In comparison, the Third Circuit did find injury sufficient to establish Article III standing in a case where plaintiffs alleged a violation of the FCRA. The Third Circuit held that “the violation of a statute can cause an injury in fact and grant Article III standing,” noting that “the actual or threatened injury required by Article III may exist solely by virtue of statutes creating legal rights, the invasion of which creates standing.” However, “there are some circumstances where the mere technical violation of a procedural requirement of a statute cannot, in and of itself, constitute an injury in fact.”
Some courts have clearly identified “actual” injuries where consumers were forced to expend tangible resources to protect their rights and/or privacy. However, the Third Circuit has explained that when it comes to laws that protect privacy, a focus on economic loss is misplaced.
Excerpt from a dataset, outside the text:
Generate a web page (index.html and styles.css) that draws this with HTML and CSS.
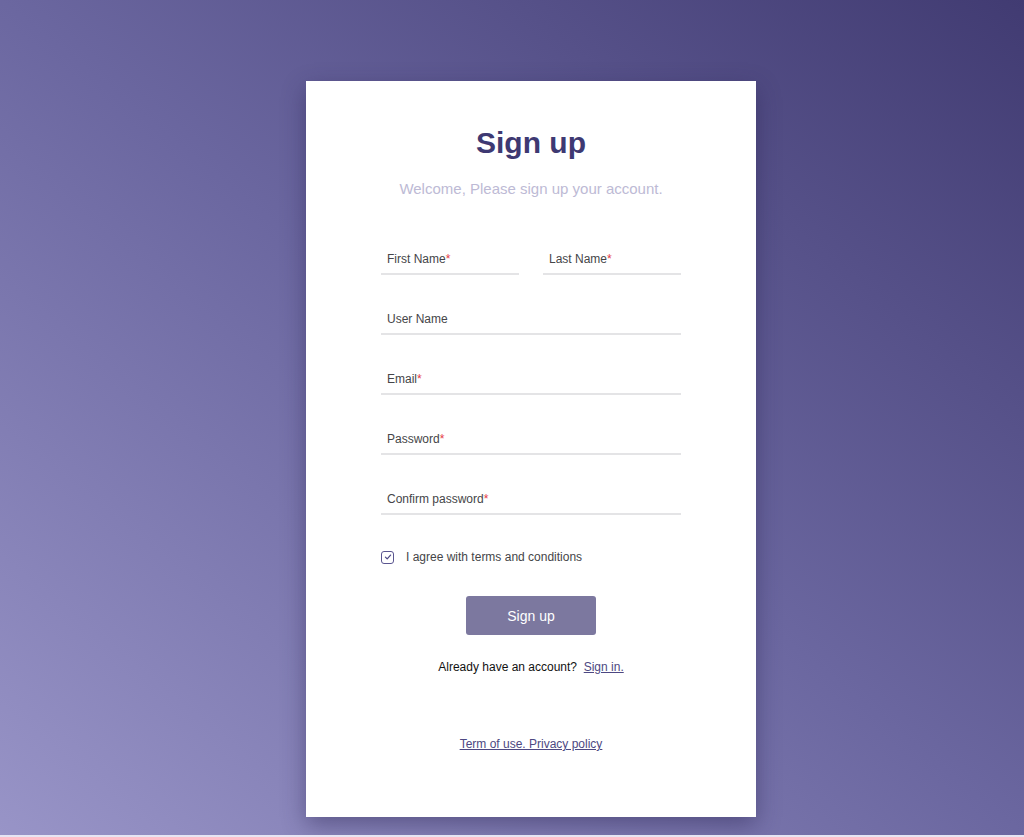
FILE: index.html
```html
<!DOCTYPE html>
<html lang="en">
<head>
<meta charset="utf-8">
<title>Sign up</title>
<link rel="stylesheet" href="styles.css">
</head>
<body>
<div class="page">
  <div class="card">
    <h1 class="title">Sign up</h1>
    <p class="subtitle">Welcome, Please sign up your account.</p>
    <form class="form">
      <div class="row">
        <div class="field"><span class="label">First Name<span class="req">*</span></span></div>
        <div class="field"><span class="label">Last Name<span class="req">*</span></span></div>
      </div>
      <div class="field"><span class="label">User Name</span></div>
      <div class="field"><span class="label">Email<span class="req">*</span></span></div>
      <div class="field"><span class="label">Password<span class="req">*</span></span></div>
      <div class="field"><span class="label">Confirm password<span class="req">*</span></span></div>
      <label class="agree">
        <span class="box"><svg viewBox="0 0 10 10" width="8" height="8"><path d="M1.8 5.2 L4 7.3 L8.2 2.6" fill="none" stroke="#4f4a86" stroke-width="1.6" stroke-linecap="round" stroke-linejoin="round"/></svg></span>
        <span class="agree-text">I agree with terms and conditions</span>
      </label>
      <div class="btn-wrap"><button type="button" class="btn">Sign up</button></div>
      <p class="already">Already have an account?&nbsp; <a href="#" class="link">Sign in.</a></p>
    </form>
    <p class="footer"><a href="#" class="link">Term of use. Privacy policy</a></p>
  </div>
</div>
</body>
</html>
```
FILE: styles.css
```css
html {
  background: #e6e5f3;
}
body {
  margin: 0;
  font-family: "Liberation Sans", Arial, sans-serif;
}
.page {
  height: 835px;
  background: linear-gradient(to top right, #9894c7 0%, #6b67a0 50%, #413b72 100%);
  padding: 81px 0 0 38px;
  box-sizing: border-box;
  overflow: hidden;
}
.card {
  width: 450px;
  margin: 0 auto;
  background: #fff;
  box-sizing: border-box;
  padding: 44px 0 65px;
  box-shadow: 0 8px 22px rgba(40, 34, 80, 0.45);
  text-align: center;
}
.title {
  margin: 0;
  font-size: 30px;
  line-height: 36px;
  font-weight: bold;
  color: #3e3972;
}
.subtitle {
  margin: 18px 0 0;
  font-size: 15px;
  line-height: 20px;
  color: #bdbad5;
}
.form {
  width: 300px;
  margin: 44px auto 0;
  text-align: left;
}
.row {
  display: flex;
  gap: 24px;
}
.row .field {
  flex: 1;
}
.field {
  padding: 8px 6px 6px;
  border-bottom: 2px solid #e4e4e6;
  margin-bottom: 28px;
}
.label {
  display: block;
  font-size: 12px;
  line-height: 16px;
  color: #454548;
}
.req {
  color: #e53946;
}
.agree {
  display: flex;
  align-items: center;
  height: 16px;
  margin-top: 34px;
}
.box {
  width: 11px;
  height: 11px;
  border: 1.5px solid #5a5590;
  border-radius: 3px;
  display: flex;
  align-items: center;
  justify-content: center;
}
.agree-text {
  margin-left: 12px;
  font-size: 12px;
  color: #454548;
}
.btn-wrap {
  display: flex;
  justify-content: center;
  margin-top: 31px;
}
.btn {
  width: 130px;
  height: 39px;
  border: none;
  border-radius: 3px;
  background: #7c789f;
  color: #fff;
  font-family: "Liberation Sans", Arial, sans-serif;
  font-size: 14px;
  padding: 0;
}
.already {
  margin: 24px 0 0;
  text-align: center;
  font-size: 12px;
  line-height: 16px;
  color: #111;
}
.link {
  color: #4d4882;
  text-decoration: underline;
}
.footer {
  margin: 61px 0 0;
  font-size: 12px;
  line-height: 16px;
}
```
Thus, although it is unclear exactly which injuries are considered “actual,” courts appear to emphasize injuries that “affect plaintiff[s] in a personal and individual way.”
Implications
Although “concreteness,” “particularity,” and “certainty” are not interpreted uniformly, it appears that courts are unlikely to confer Article III standing on “bare” allegations of violations of procedural or statutory rights. However, courts are more likely to find Article III standing where parties’ privacy interests are alleged to have been violated in a concrete, material way. To that end, where personal information has actually been exposed (for example, as the result of a data breach) or plaintiffs have suffered tangible loss, courts are likely to confer Article III standing.